At one point Isaac says to Alex “I feel we have a lot to offer each other socially” which is debatable given the ill-considered impulse he has of making unprovoked and redundant comments. In fact, none of the characters in Lemon is likeable. Isaac is a disheartened boyfriend, Alex is a narcissist, Tracy is needy, and even Isaac’s family are disagreeable. However, every character seems to share a need to be loved and appreciated. Even when Isaac attends a barbecue of a new American Jamaican love interest, her family express the hostility they feel in society. This appears to be the central theme of this film, that we as human beings need to feel loved in order to be happy and the outside world is not empathetic. However, Bravo’s film is too unfocused for me to definitively declare this as the theme of the film.

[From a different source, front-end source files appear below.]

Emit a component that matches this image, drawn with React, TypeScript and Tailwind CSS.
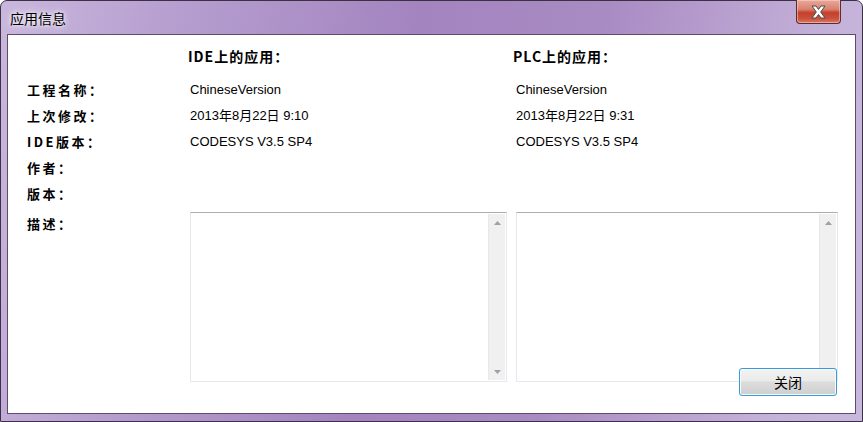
import React from 'react';

const cjk = { fontFamily: '"Liberation Sans", "Noto Sans CJK SC", sans-serif' };
const bold = { fontFamily: '"Noto Sans CJK SC", sans-serif' };

function Scrollbar({ showDown = true }: { showDown?: boolean }) {
  return (
    <div className="flex w-[17px] flex-col justify-between border-l border-[#e8e8e8] bg-[#f0f0f0]">
      <div className="flex h-[17px] items-center justify-center">
        <svg width="7" height="4" viewBox="0 0 7 4">
          <path d="M0 4 L3.5 0 L7 4 Z" fill="#a0a0a0" />
        </svg>
      </div>
      {showDown && (
        <div className="flex h-[17px] items-center justify-center">
          <svg width="7" height="4" viewBox="0 0 7 4">
            <path d="M0 0 L7 0 L3.5 4 Z" fill="#a0a0a0" />
          </svg>
        </div>
      )}
    </div>
  );
}

function Memo({ width, showDown }: { width: string; showDown?: boolean }) {
  return (
    <div
      className={`flex h-[170px] ${width} justify-end border border-[#e3e9ef] border-t-[#abadb3] bg-white p-px`}
    >
      <Scrollbar showDown={showDown} />
    </div>
  );
}

export default function App() {
  const labels = ['工程名称：', '上次修改：', 'IDE版本：', '作者：', '版本：'];
  const ide = ['ChineseVersion', '2013年8月22日 9:10', 'CODESYS V3.5 SP4', '', ''];
  const plc = ['ChineseVersion', '2013年8月22日 9:31', 'CODESYS V3.5 SP4', '', ''];

  return (
    <div className="h-[422px] w-[863px] bg-white">
      <div className="flex h-full w-full flex-col rounded-t-[7px] border border-[#3b3044] bg-[linear-gradient(100deg,#c9b7dd_0%,#b59dcf_20%,#a384bf_45%,#a98bc3_65%,#c5b2da_90%,#c9b8dd_100%)] px-[6px] pb-[7px]">
        {/* Title bar */}
        <div className="relative flex h-[33px] shrink-0 items-center">
          <span
            className="pl-[3px] pt-[1px] text-[14px] text-black [text-shadow:0_0_8px_#ffffff,0_0_4px_#ffffff]"
            style={bold}
          >
            应用信息
          </span>
          <div className="absolute right-[15px] top-[-1px] flex h-[24px] w-[45px] items-center justify-center rounded-b-[4px] border border-t-0 border-[#5a2b2f] bg-[linear-gradient(180deg,#e9a99c_0%,#d9826f_40%,#c4412c_55%,#c9503c_80%,#da7a66_100%)] shadow-[inset_0_0_0_1px_rgba(255,220,210,0.5)]">
            <svg width="17" height="14" viewBox="0 0 17 14">
              <path
                d="M2 1 H6 L8.5 4.5 L11 1 H15 L10.7 7 L15 13 H11 L8.5 9.5 L6 13 H2 L6.3 7 Z"
                fill="#ffffff"
                stroke="#4a4a4a"
                strokeWidth="1"
                strokeLinejoin="round"
              />
            </svg>
          </div>
        </div>

        {/* Client area */}
        <div className="relative flex-1 border border-[#5b4e66] bg-white pt-[8px]">
          <div className="flex h-[26px] items-center text-[14px] font-bold text-black" style={bold}>
            <div className="w-[180px]" />
            <div className="w-[325px] tracking-[1px]">IDE上的应用：</div>
            <div className="tracking-[1px]">PLC上的应用：</div>
          </div>

          <div className="mt-[8px] flex flex-col">
            {labels.map((l, i) => (
              <div key={l} className="flex h-[26px] items-center">
                <div className="w-[182px] pl-[19px] text-[13px] font-bold tracking-[2.5px] text-black" style={bold}>
                  {l}
                </div>
                <div className="w-[326px] text-[13px] text-black" style={cjk}>
                  {ide[i]}
                </div>
                <div className="text-[13px] text-black" style={cjk}>
                  {plc[i]}
                </div>
              </div>
            ))}
          </div>

          <div className="mt-[5px] flex items-start">
            <div
              className="flex h-[24px] w-[182px] items-center pl-[19px] text-[13px] font-bold tracking-[2.5px] text-black"
              style={bold}
            >
              描述：
            </div>
            <Memo width="w-[317px]" />
            <div className="w-[9px]" />
            <Memo width="w-[322px]" showDown={false} />
          </div>

          <button
            className="absolute bottom-[17px] right-[18px] flex h-[28px] w-[98px] items-center justify-center rounded-[3px] border border-[#3c9ad8] bg-[linear-gradient(180deg,#f2f2f2_0%,#ebebeb_45%,#dddddd_50%,#cfcfcf_100%)] text-[14px] text-black shadow-[inset_0_0_0_1px_#f6fbfe]"
            style={bold}
          >
            关闭
          </button>
        </div>
      </div>
    </div>
  );
}
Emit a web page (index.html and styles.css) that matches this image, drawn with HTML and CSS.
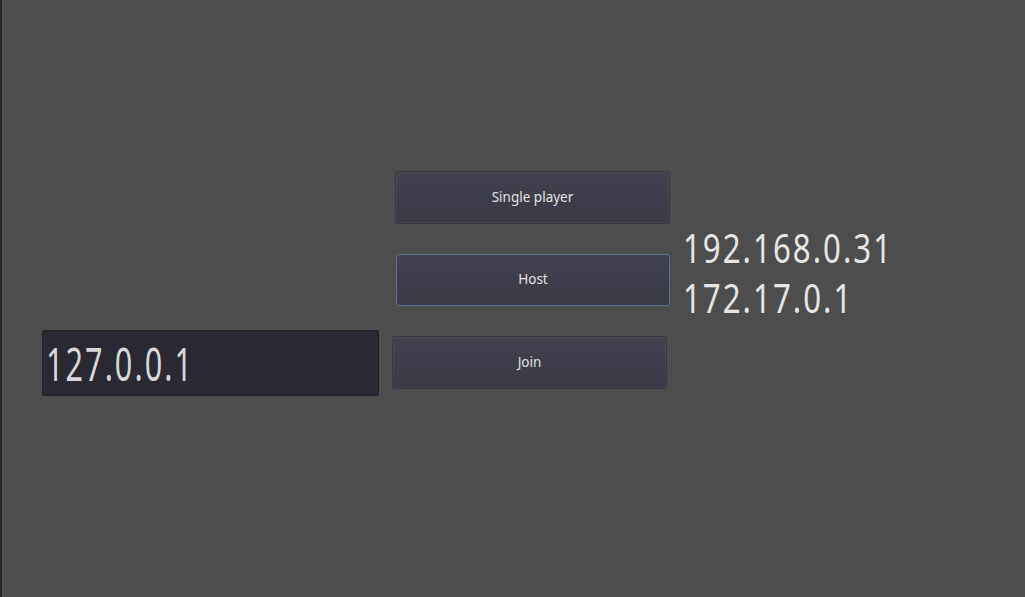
FILE: index.html
```html
<!DOCTYPE html>
<html>
<head>
<meta charset="utf-8">
<link rel="stylesheet" href="styles.css">
</head>
<body>
<div class="screen">
  <div class="edge"></div>
  <main class="stage">
    <div class="row row-single">
      <button class="btn btn-single">Single player</button>
    </div>
    <div class="row row-host">
      <button class="btn btn-host">Host</button>
      <div class="ips">
        <div class="ip">192.168.0.31</div>
        <div class="ip">172.17.0.1</div>
      </div>
    </div>
    <div class="row row-join">
      <div class="line-edit"><span class="addr">127.0.0.1</span></div>
      <button class="btn btn-join">Join</button>
    </div>
  </main>
</div>
</body>
</html>
```

FILE: styles.css
```css
html, body {
  margin: 0;
  padding: 0;
  background: #4d4d4d;
  overflow: hidden;
}
.screen {
  display: flex;
  width: 1025px;
  height: 597px;
}
.edge {
  width: 2px;
  flex: none;
  background: #23262f;
}
.stage {
  flex: 1;
  display: flex;
  flex-direction: column;
  padding-top: 171px;
}
.row {
  display: flex;
  align-items: flex-start;
}
.btn {
  box-sizing: border-box;
  width: 275px;
  height: 53px;
  margin: 0;
  padding: 0 0 2px 0;
  border: 1px solid #38373d;
  border-radius: 3px;
  background: linear-gradient(#42414f, #3a3946);
  box-shadow: inset 0 0 0 1px rgba(255,255,255,0.05);
  color: #e2e2e2;
  font-family: "Noto Sans", "DejaVu Sans", sans-serif;
  font-size: 13.5px;
  text-align: center;
}
.btn-single {
  margin-left: 393px;
}
.row-host {
  margin-top: 30px;
  height: 52px;
}
.btn-host {
  margin-left: 394px;
  width: 274px;
  height: 52px;
  border-color: #5a7191;
  box-shadow: none;
}
.ips {
  margin-left: 13px;
  margin-top: -31px;
  display: flex;
  flex-direction: column;
}
.ip {
  font-family: "Noto Sans", "DejaVu Sans", sans-serif;
  font-size: 40px;
  line-height: 50px;
  letter-spacing: 2.6px;
  color: #e6e6e6;
  transform: scaleX(0.78);
  transform-origin: left center;
  white-space: nowrap;
}
.row-join {
  margin-top: 24px;
}
.line-edit {
  box-sizing: border-box;
  margin-left: 40px;
  width: 337px;
  height: 66px;
  background: #2a2933;
  border: 1px solid #222128;
  border-radius: 2px;
  display: flex;
  align-items: center;
  padding-left: 3px;
}
.addr {
  font-family: "Noto Sans", "DejaVu Sans", sans-serif;
  font-size: 45px;
  letter-spacing: 3px;
  color: #d8d8d8;
  transform: scaleX(0.68);
  transform-origin: left center;
  white-space: nowrap;
}
.btn-join {
  margin-left: 13px;
  margin-top: 6px;
}
```
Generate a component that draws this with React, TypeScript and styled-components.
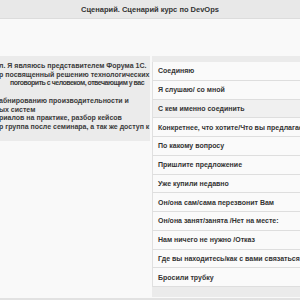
import React from "react";
import styled, { createGlobalStyle } from "styled-components";

const GlobalStyle = createGlobalStyle`
  html, body {
    margin: 0;
    padding: 0;
    width: 300px;
    height: 300px;
    overflow: hidden;
    background: #f9f9f9;
    font-family: "Liberation Sans", Arial, sans-serif;
    color: #333;
  }
`;

const Page = styled.div`
  width: 300px;
  height: 300px;
  overflow: hidden;
  display: flex;
  flex-direction: column;
  border-bottom: 2px solid #e2e2e2;
  box-sizing: border-box;
`;

const Header = styled.div`
  height: 18px;
  flex: none;
  display: flex;
  align-items: center;
  justify-content: center;
  background: #e8e8e8;
  border-bottom: 1px solid #dcdcdc;
  font-size: 7.5px;
  font-weight: bold;
  color: #333;
`;

const Spacer = styled.div`
  height: 37px;
  flex: none;
`;

const Columns = styled.div`
  display: flex;
  align-items: flex-start;
  gap: 2px;
  width: 360px;
`;

const Script = styled.div`
  width: 150px;
  flex: none;
  background: #ebebeb;
  padding: 6px 0 9px 0;
  overflow: hidden;
  font-size: 7px;
  font-weight: bold;
  line-height: 8.7px;
  color: #3a3a3a;
`;

const Line = styled.div<{ $indent?: number; $tight?: boolean }>`
  white-space: nowrap;
  margin-left: ${(p) => p.$indent ?? -1}px;
  letter-spacing: ${(p) => (p.$tight ? "-0.5px" : "normal")};
  min-height: 8.7px;
`;

const Answers = styled.div`
  flex: 1;
  background: #ebebeb;
  padding: 6px 0 10px 0;
`;

const Answer = styled.div<{ $active?: boolean }>`
  height: 18.75px;
  box-sizing: border-box;
  display: flex;
  align-items: center;
  padding-left: 5px;
  background: ${(p) => (p.$active ? "#f0f0f0" : "#fafafa")};
  border-bottom: 1px solid #dedede;
  border-left: 1px solid #e0e0e0;
  font-size: 7px;
  font-weight: bold;
  color: #333;
  white-space: nowrap;
`;

const answers = [
  "Соединяю",
  "Я слушаю/ со мной",
  "С кем именно соединить",
  "Конкретнее, что хотите/Что вы предлагаете",
  "По какому вопросу",
  "Пришлите предложение",
  "Уже купили недавно",
  "Он/она сам/сама перезвонит Вам",
  "Он/она занят/занята /Нет на месте:",
  "Нам ничего не нужно /Отказ",
  "Где вы находитесь/как с вами связаться",
  "Бросили трубку",
];

export default function App() {
  return (
    <>
      <GlobalStyle />
      <Page>
        <Header>Сценарий. Сценарий курс по DevOps</Header>
        <Spacer />
        <Columns>
          <Script>
            <Line>л. Я являюсь представителем Форума 1С.</Line>
            <Line>р посвященный решению технологических</Line>
            <Line $indent={10} $tight>
              поговорить с человеком, отвечающим у вас
            </Line>
            <Line />
            <Line>абнированию производительности и</Line>
            <Line>ых систем</Line>
            <Line>риалов на практике, разбор кейсов</Line>
            <Line>р группа после семинара, а так же доступ к</Line>
          </Script>
          <Answers>
            {answers.map((a, i) => (
              <Answer key={a} $active={i === 2}>
                {a}
              </Answer>
            ))}
          </Answers>
        </Columns>
      </Page>
    </>
  );
}
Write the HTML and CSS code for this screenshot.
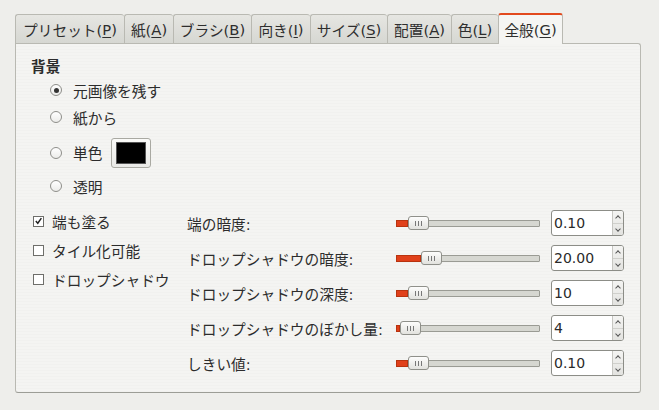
FILE: index.html
```html
<!DOCTYPE html>
<html lang="ja">
<head>
<meta charset="utf-8">
<link rel="stylesheet" href="styles.css">
</head>
<body>
<div class="tabs">
  <div class="tab w1">プリセット(<u>P</u>)</div>
  <div class="tab w2">紙(<u>A</u>)</div>
  <div class="tab w3">ブラシ(<u>B</u>)</div>
  <div class="tab w4">向き(<u>I</u>)</div>
  <div class="tab w5">サイズ(<u>S</u>)</div>
  <div class="tab w6">配置(<u>A</u>)</div>
  <div class="tab w7">色(<u>L</u>)</div>
  <div class="tab active w8">全般(<u>G</u>)</div>
</div>
<div class="panel">
  <div class="heading">背景</div>
  <div class="radios">
    <div class="radio-row r1"><span class="radio on"></span><span>元画像を残す</span></div>
    <div class="radio-row r2"><span class="radio"></span><span>紙から</span></div>
    <div class="radio-row r3"><span class="radio"></span><span>単色</span><span class="colorbtn"><span class="swatch"></span></span></div>
    <div class="radio-row r4"><span class="radio"></span><span>透明</span></div>
  </div>
  <div class="lower">
    <div class="checks">
      <div class="check-row"><span class="check on"><svg width="10" height="10" viewBox="0 0 10 10"><path d="M2 5 L4.2 7.5 L8.2 1.8" fill="none" stroke="#222" stroke-width="1.6"/></svg></span><span>端も塗る</span></div>
      <div class="check-row"><span class="check"></span><span>タイル化可能</span></div>
      <div class="check-row"><span class="check"></span><span>ドロップシャドウ</span></div>
    </div>
    <div class="sliders">
      <div class="srow">
        <span class="slabel">端の暗度:</span>
        <span class="scale"><span class="fill" style="width:12px"></span><span class="knob"><i></i><i></i><i></i></span></span>
        <span class="spin"><span class="val">0.10</span><span class="btns"><span class="up"></span><span class="dn"></span></span></span>
      </div>
      <div class="srow">
        <span class="slabel">ドロップシャドウの暗度:</span>
        <span class="scale"><span class="fill" style="width:25px"></span><span class="knob"><i></i><i></i><i></i></span></span>
        <span class="spin"><span class="val">20.00</span><span class="btns"><span class="up"></span><span class="dn"></span></span></span>
      </div>
      <div class="srow">
        <span class="slabel">ドロップシャドウの深度:</span>
        <span class="scale"><span class="fill" style="width:12px"></span><span class="knob"><i></i><i></i><i></i></span></span>
        <span class="spin"><span class="val">10</span><span class="btns"><span class="up"></span><span class="dn"></span></span></span>
      </div>
      <div class="srow">
        <span class="slabel">ドロップシャドウのぼかし量:</span>
        <span class="scale"><span class="fill" style="width:4px"></span><span class="knob"><i></i><i></i><i></i></span></span>
        <span class="spin"><span class="val">4</span><span class="btns"><span class="up"></span><span class="dn"></span></span></span>
      </div>
      <div class="srow">
        <span class="slabel">しきい値:</span>
        <span class="scale"><span class="fill" style="width:12px"></span><span class="knob"><i></i><i></i><i></i></span></span>
        <span class="spin"><span class="val">0.10</span><span class="btns"><span class="up"></span><span class="dn"></span></span></span>
      </div>
    </div>
  </div>
</div>
</body>
</html>
```
FILE: styles.css
```css
* { box-sizing: border-box; }
html, body { margin: 0; padding: 0; }
body {
  background: #eeeeeb;
  width: 659px;
  height: 410px;
  overflow: hidden;
  font-family: "DejaVu Sans", "Noto Sans CJK JP", sans-serif;
  font-size: 14.7px;
  color: #2c2c2c;
}
u { text-decoration: underline; text-underline-offset: 2px; }

.tabs {
  display: flex;
  align-items: flex-end;
  padding: 12px 0 0 15px;
  height: 43px;
}
.tab {
  height: 29px;
  display: flex;
  align-items: center;
  justify-content: center;
  border: 1px solid #b9b9b2;
  border-bottom: none;
  border-right: none;
  border-radius: 3px 3px 0 0;
  background: linear-gradient(#e6e6e2, #d6d7d2);
  color: #2e2e2e;
  font-size: 14.7px;
  white-space: nowrap;
}
.w1 { width: 109px; }
.w2 { width: 49px; }
.w3 { width: 78px; }
.w4 { width: 59px; }
.w5 { width: 77px; }
.w6 { width: 64px; }
.w7 { width: 47px; }
.w8 { width: 65px; }
.tab.active {
  height: 31px;
  background: #f5f5f3;
  border: 1px solid #b9b9b2;
  border-top: 2px solid #e2491d;
  border-bottom: none;
  padding-bottom: 1px;
  position: relative;
  z-index: 1;
  margin-bottom: -1px;
}

.panel {
  margin-left: 15px;
  width: 626px;
  height: 350px;
  border: 1px solid #b9b9b2;
  border-bottom: 1px solid #9c9d96;
  border-radius: 0 3px 3px 3px;
  background: repeating-linear-gradient(#f4f4f2 0px, #f4f4f2 2px, #f1f1ef 2px, #f1f1ef 3px);
  padding: 12px 0 0 15px;
}
.heading {
  font-weight: bold;
  height: 22px;
  line-height: 22px;
  font-size: 14.7px;
}
.radios { padding-left: 19px; }
.radio-row {
  display: flex;
  align-items: center;
  gap: 11px;
}
.r1 { height: 24px; }
.r2 { height: 30px; }
.r3 { height: 41px; }
.r4 { height: 26px; }
.radio {
  width: 12px;
  height: 12px;
  border: 1px solid #8e8e8a;
  border-radius: 50%;
  background: linear-gradient(#ffffff, #ececea);
  display: inline-flex;
  align-items: center;
  justify-content: center;
  flex: none;
}
.radio.on::after {
  content: "";
  width: 5px;
  height: 5px;
  border-radius: 50%;
  background: #333;
}
.colorbtn {
  width: 40px;
  height: 30px;
  border: 1px solid #a9a9a2;
  border-radius: 3px;
  background: linear-gradient(#fafaf8, #e9e9e6);
  display: inline-flex;
  align-items: center;
  justify-content: center;
  margin-left: -2px;
}
.swatch {
  width: 30px;
  height: 22px;
  background: #000;
  border: 1px solid #555;
}

.lower {
  display: flex;
  margin-top: 8px;
}
.checks {
  width: 156px;
  padding-left: 2px;
  display: flex;
  flex-direction: column;
  gap: 1px;
}
.check-row {
  height: 28px;
  display: flex;
  align-items: center;
  gap: 8px;
}
.check {
  width: 11px;
  height: 11px;
  border: 1px solid #6e6e6a;
  background: #fff;
  display: inline-flex;
  align-items: center;
  justify-content: center;
  flex: none;
}
.sliders {
  display: flex;
  flex-direction: column;
  gap: 9px;
  padding-top: 3px;
}
.srow {
  height: 26px;
  display: flex;
  align-items: center;
}
.slabel {
  width: 209px;
  white-space: nowrap;
}
.scale {
  width: 144px;
  height: 7px;
  border: 1px solid #9a9b94;
  border-radius: 1px;
  background: #d6d7d1;
  display: flex;
  align-items: center;
  position: relative;
}
.fill {
  height: 7px;
  margin-left: -1px;
  background: #e0401a;
  border: 1px solid #b8330f;
  flex: none;
}
.knob {
  width: 21px;
  height: 14px;
  border: 1px solid #8f908a;
  border-radius: 3px;
  background: linear-gradient(#fdfdfc, #e2e2de);
  display: flex;
  align-items: center;
  justify-content: center;
  gap: 2px;
  flex: none;
}
.knob i {
  width: 1px;
  height: 5px;
  background: #777;
}
.spin {
  margin-left: 11px;
  width: 73px;
  height: 26px;
  border: 1px solid #8c8d87;
  border-radius: 3px;
  background: #fff;
  display: flex;
  overflow: hidden;
}
.val {
  flex: 1;
  font-size: 14px;
  line-height: 24px;
  padding-left: 2px;
  color: #2a2a2a;
}
.btns {
  width: 11px;
  border-left: 1px solid #c7c7c2;
  background: linear-gradient(#f4f4f2, #e3e3e0);
  display: flex;
  flex-direction: column;
}
.up, .dn {
  flex: 1;
  position: relative;
}
.dn { border-top: 1px solid #d0d0cc; }
.up::after, .dn::after {
  content: "";
  position: absolute;
  left: 3px;
  width: 3px;
  height: 3px;
  border-left: 1px solid #555;
  border-top: 1px solid #555;
}
.up::after { top: 5px; transform: rotate(45deg); }
.dn::after { top: 3px; transform: rotate(225deg); }
```
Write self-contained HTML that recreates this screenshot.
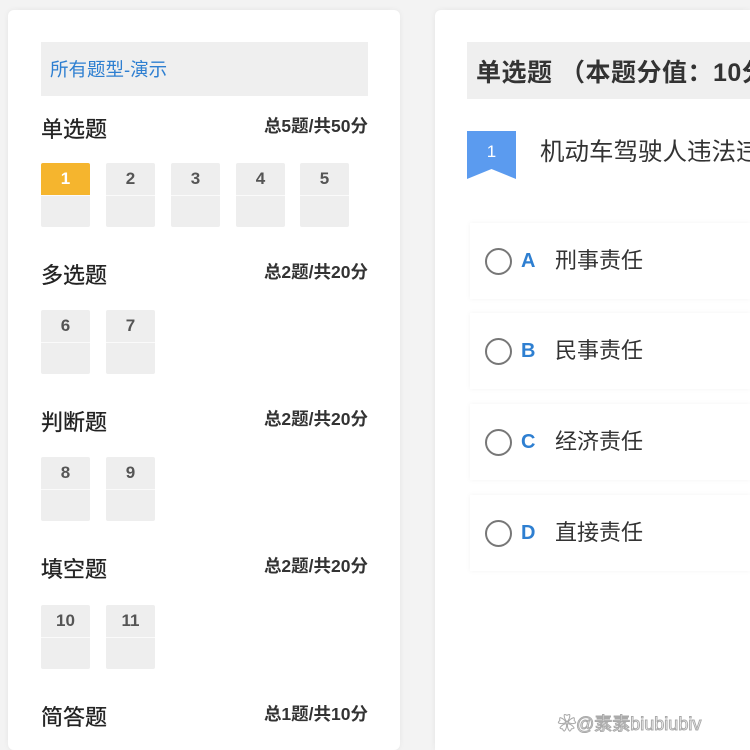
<!DOCTYPE html>
<html><head><meta charset="utf-8"><style>
*{margin:0;padding:0;box-sizing:border-box}
html,body{width:750px;height:750px;overflow:hidden}
body{background:#f3f3f3;font-family:"Liberation Sans","Noto Sans CJK SC",sans-serif;position:relative;color:#333}
.clip{position:absolute;left:0;top:0;width:750px;height:750px;overflow:hidden}
.card{position:absolute;background:#fff;border-radius:6px;box-shadow:0 0 6px rgba(0,0,0,.06)}
.a{position:absolute}
.hdr{background:#efefef}
.sec{position:absolute;left:41px;width:327px;font-size:22px;color:#222;-webkit-text-stroke:.3px #222}
.sec b{position:absolute;right:0;top:1px;font-size:17.5px;font-weight:bold;color:#333;-webkit-text-stroke:0}
.box{position:absolute;width:49px;height:64px;background:#eeeeee;border-radius:2px;font-size:17px;font-weight:bold;color:#555;text-align:center;line-height:32px}
.box:after{content:"";position:absolute;left:0;right:0;top:32px;height:1px;background:#fafafa}
.cur{background:linear-gradient(#f5b52e 0,#f5b52e 32px,#eeeeee 32px);color:#fff}
.opt{position:absolute;left:470px;width:280px;height:76px;box-shadow:0 0 5px rgba(0,0,0,.05);background:#fff}
.opt i{position:absolute;left:15px;top:25px;width:27px;height:27px;border:2px solid #777;border-radius:50%}
.opt b{position:absolute;left:51px;top:26px;font-size:20px;line-height:24px;color:#2e7fd1}
.opt span{position:absolute;left:85px;top:23px;font-size:22px;line-height:30px;color:#333}
</style></head><body><div class="clip">
<div class="card" style="left:8px;top:10px;width:392px;height:740px"></div>
<div class="card" style="left:435px;top:10px;width:315px;height:740px;border-radius:6px 0 0 0"></div>
<div class="a hdr" style="left:41px;top:42px;width:327px;height:54px"></div>
<div class="a" style="left:50px;top:56px;font-size:18.5px;color:#2e7fd1">所有题型-演示</div>

<div class="sec" style="top:112px">单选题<b>总5题/共50分</b></div>
<div class="box cur" style="left:41px;top:163px">1</div>
<div class="box" style="left:106px;top:163px">2</div>
<div class="box" style="left:171px;top:163px">3</div>
<div class="box" style="left:236px;top:163px">4</div>
<div class="box" style="left:300px;top:163px">5</div>

<div class="sec" style="top:258px">多选题<b>总2题/共20分</b></div>
<div class="box" style="left:41px;top:310px">6</div>
<div class="box" style="left:106px;top:310px">7</div>

<div class="sec" style="top:405px">判断题<b>总2题/共20分</b></div>
<div class="box" style="left:41px;top:457px">8</div>
<div class="box" style="left:106px;top:457px">9</div>

<div class="sec" style="top:552px">填空题<b>总2题/共20分</b></div>
<div class="box" style="left:41px;top:605px">10</div>
<div class="box" style="left:106px;top:605px">11</div>

<div class="sec" style="top:700px">简答题<b>总1题/共10分</b></div>

<div class="a hdr" style="left:467px;top:42px;width:283px;height:57px;overflow:hidden"><div style="position:absolute;left:9px;top:11px;font-size:25px;font-weight:bold;color:#333;white-space:nowrap;letter-spacing:.5px">单选题 （本题分值：10分）</div></div>
<svg class="a" style="left:467px;top:131px" width="49" height="48"><path d="M0 0H49V48L24.5 38L0 48Z" fill="#5b9bef"/><text x="24.5" y="26" text-anchor="middle" font-size="17" fill="#fff" font-family="Liberation Sans">1</text></svg>
<div class="a" style="left:540px;top:133px;width:210px;overflow:hidden;font-size:24.5px;color:#333;white-space:nowrap">机动车驾驶人违法违规</div>

<div class="opt" style="top:223px"><i></i><b>A</b><span>刑事责任</span></div>
<div class="opt" style="top:313px"><i></i><b>B</b><span>民事责任</span></div>
<div class="opt" style="top:404px"><i></i><b>C</b><span>经济责任</span></div>
<div class="opt" style="top:495px"><i></i><b>D</b><span>直接责任</span></div>

<div class="a" style="left:558px;top:710px;font-size:18px;color:#fff;-webkit-text-stroke:1px #aaa;white-space:nowrap">✿@素素biubiubiv</div>
</div></body></html>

The blocking in some scenes in Lemon is notable, particularly when Isaac and Ramona break up. It is reminiscent of the cinematography in Ingmar Bergman’s films: Bravo’s characters are seated back-to-back conversing instead of aggressively confronting each other. Additionally, when Isaac and his family are preparing for Jewish Passover the juxtaposition is evocative of Woody Allen’s Manhattan. Yet these homages do not seem to support the story and Lemon is ultimately composed of intermittent scenes and incidents. The styles of Bergman and Allen were used effectively in (500) Days of Summer to tell its story, but unfortunately Lemon does not have much of a story to tell and the film is unsupported in its style.
I’m intrigued to see what Bravo films next, and I hope her stylistic preferences will complement the project that succeeds this. But, unfortunately, Lemon is exactly what the term refers to: something defective and unsatisfactory.